Assume $M_0<\infty$. Fix $M>M_0$ and define the set \begin{align} E = \{t \in [0, 1]\mid \|f(x+\tau (y-x))-f(x)\|\le M \tau|x-y| \quad \text{ for all } \tau \le t\}. \end{align} Clearly, $E$ is nonempty since $0 \in E$. Let us also note that $E$ is closed in $[0, 1]$: suppose $\{t_n\} \subset E$ such that $t_n \rightarrow t_\ast \in [0, 1]$, then it follows from the continuity of $f$ that \begin{align} \|f(x+t_\ast(y-x))-f(x)\|=\lim_{n\rightarrow \infty}\|f(x+t_n(y-x))-f(x)\|\le \lim_{n\rightarrow \infty} M t_n|x-y| = M t_\ast |x-y|. \end{align}
Also, since $E\subset [0, 1]$, then $E$ has a supremum, say $s$. But since $E$ is closed then $s \in E$.

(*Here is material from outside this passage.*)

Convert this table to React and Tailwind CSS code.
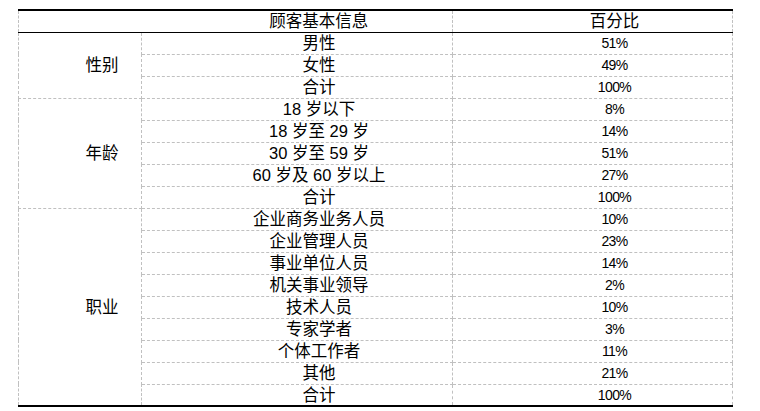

Here's the proof. Assume by contradiction that $s<1$, then we can choose $t\in (s, 1)$, i.e. $t>s$, with $t-s$ sufficiently small (let us quantify this later). Hence it follows that \begin{align} \|f(x+t(y-x))-f(x)\| \le \|f(x+s(y-x))-f(x)\|+\|f(x+t(y-x))-f(x+s(y-x))\|=: I_1 + I_2. \end{align}
Notice that the first term $I_1$ is readily bounded by $Ms|x-y|$ since $s \in E$, i.e. \begin{align} \|f(x+s(y-x))-f(x)\| \le M s|x-y|. \end{align} For the second term $I_2$, by the definition of differentiability, we have that \begin{align} \|f(x+t(y-x))-f(x+s(y-x))-f'(x+s(y-x))(t-s)(y-x)\|=o(|(t-s)(y-x)|) \end{align} when $t-s$ is sufficiently small, i.e. we have that \begin{align} \|f(x+t(y-x))-f(x+s(y-x))\| \le |(t-s)(y-x)|\|f'(x+s(y-x))\|+o(|(t-s)(y-x)|) \le M |(t-s)(y-x)| \end{align} when $t-s$ is sufficiently small.
This means that \begin{align} \|f(x+t(y-x))-f(x)\| \le&\, \|f(x+s(y-x))-f(x)\|+\|f(x+t(y-x))-f(x+s(y-x))\|\\ \le&\, Ms |y-x| + M(t-s)|y-x| = M t|y-x|. \end{align}
Well, here we can conclude that there exists $t>s$ such that \begin{align} \|f(x+t(y-x))-f(x)\|\le Mt|y-x| \end{align} which contradicts the fact that $s$ is the supremum of $E$. Hence $s\ge 1$. But since we are working only in $[0, 1]$, then it follows that $s=1$.
Thus, we have shown that for any $M>M_0$, we have the inequality \begin{align} \|f(y)-f(x)\|\le M|y-x|. \end{align} Finally, take the limit as $M\rightarrow M_0$, we arrive at the desired theorem.